More haunting, however, is the manner in which King threads other kinds of pain through Gordie’s reflection. We learn a great deal about how life treated these four boys after this pivotal event–about the changes they underwent, about the kinds of young men they grew to be. Gordie’s story fixes particularly on the fate of Chris, his closest friend, and reflects on his short life in a clear-eyed, almost declarative way. But pain–felt pain–comes through. It’s subdued, understated, and tinged with the matter-of-factness that characterizes Gordie’s point of view most of the time. It’s a pain that lingers, however, that lasts after the wounds have closed and the bones have mended.
I think that’s one of the elusive qualities that elevates King’s stories in the eyes of his audience. Over the past few weeks I’ve binged on quite a bit of cinematic horror, and in those stories it’s easy to see both how fragile and durable our bodies are (at least on the silver screen). Between Scream 5, the Fear Street trilogy, and a few other flicks I’ve seen at least twenty slashings and a great deal of blood loss. Those moments shock and appall, just as you’d expect.

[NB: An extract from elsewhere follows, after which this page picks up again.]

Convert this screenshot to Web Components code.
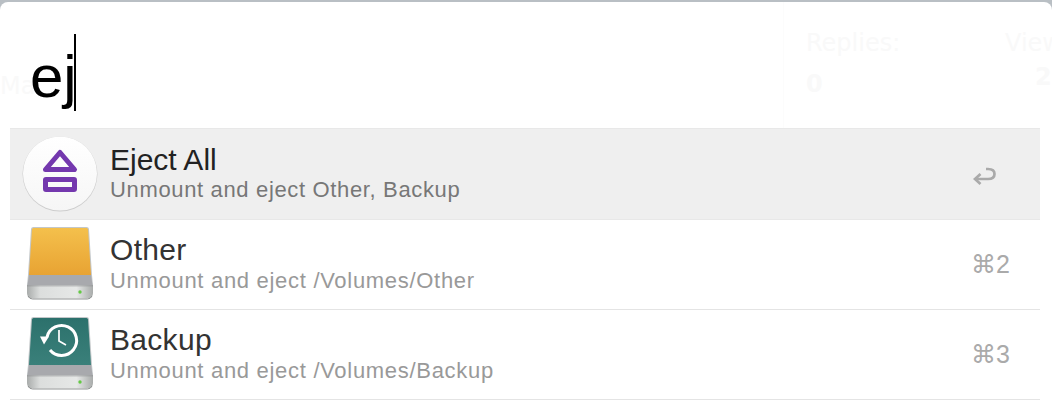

But the stories, like “The Body” itself, take on depth and complexity when viewers and readers see costs and losses, when they plug into characters with sympathy and imagination and try to envision what a life would be like with all those absences, with all that trauma. Those costs and losses, when reckoned well, seem to me more meaningful, more momentous. At least a couple of the films I’ve screened have thrown in an extra knife wound or two just to remind the viewer that no one is safe, that no one comes through the experience without shedding a little blood. But to me, at least, those casual stabbings are gratuitous in a suggestive way. We don’t need to see them to know that the characters we care about are leaving the screen harmed and scarred, with the sort of aches and pains that will haunt them all their lives.
(The following is a short story I tailored for an anthology submission, but it admittedly got away from me and took on a life of its own. Even so I like the story just the way it is, and I like Maisie and Alice just as they are. I hope you enjoy it!)
The Soft Constellation
I knew I loved Maisie McCorkindale the moment she picked up that shovel. Something about it was so wrong—not the fact that she was going to dig a hole to bury my Roy, but that she somehow seemed solid to me for the first time, her who was all soaring clouds and shooting stars. It was like she had come down to earth just for me.

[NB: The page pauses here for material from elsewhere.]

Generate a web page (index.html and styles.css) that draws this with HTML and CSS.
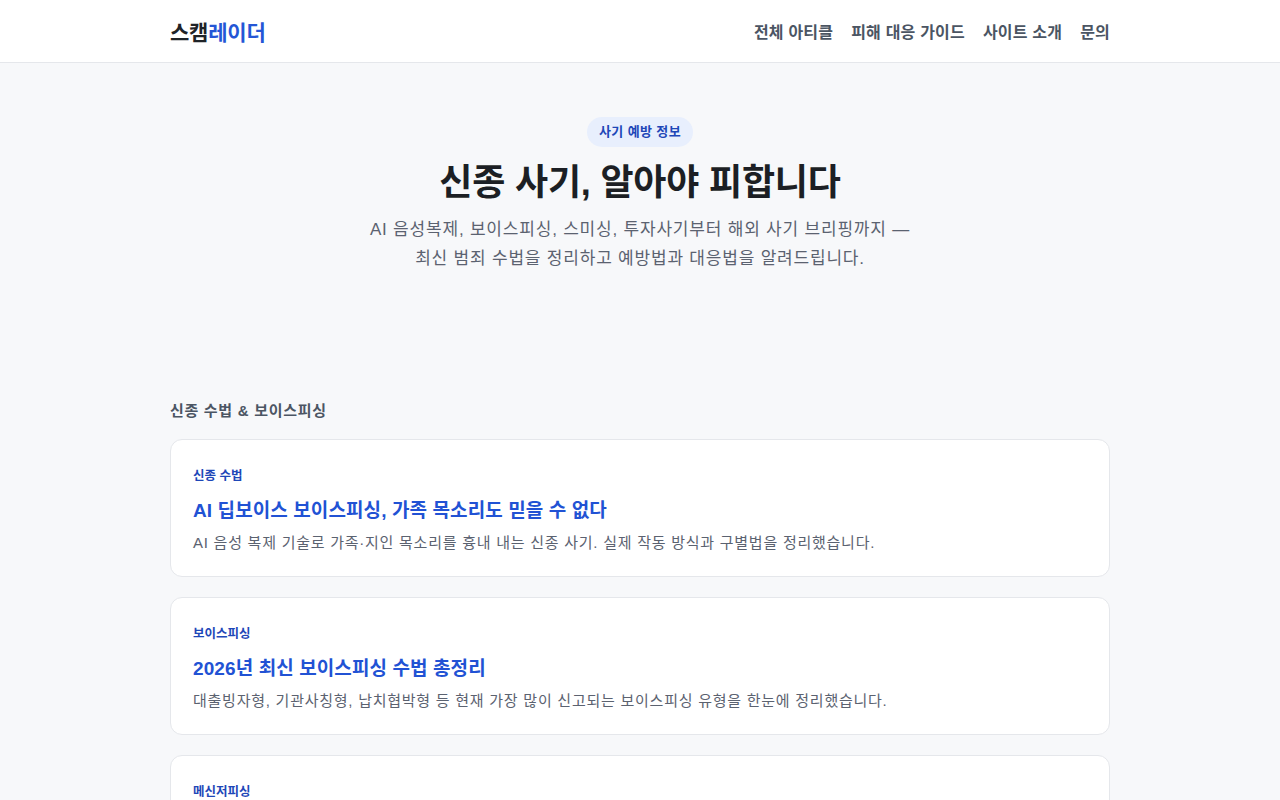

She pretended to spit in her palms and winked at me when she drove the spade into the ground, and anything in me that might have held back that love gave way.
We would laugh about it after: me seven months pregnant, squared up like a gunslinger in front of Roy as he staggered off the porch of Maisie’s summer cabin, emptying his daddy’s pistol into his chest. Maisie had given me such a look, a look that said she was exasperated, a little bit proud, and more than a little bit tickled. “Oh, Alice, why’d you have to go and do that?” she’d said, shaking her head with her hands on her hips. “I killed Roy ten minutes ago.”
She tried to shoo me away, sent me to wait inside, but I wanted to see it through to the very end. I think Maisie recognized that need in me, so she let me keep her company while she laid him down. She huffed and puffed as she dug, working up more color in her cheeks than I’d ever seen, but she kept talking to me as if we were up at the big house, me tidying up the living room or fixing her dinner.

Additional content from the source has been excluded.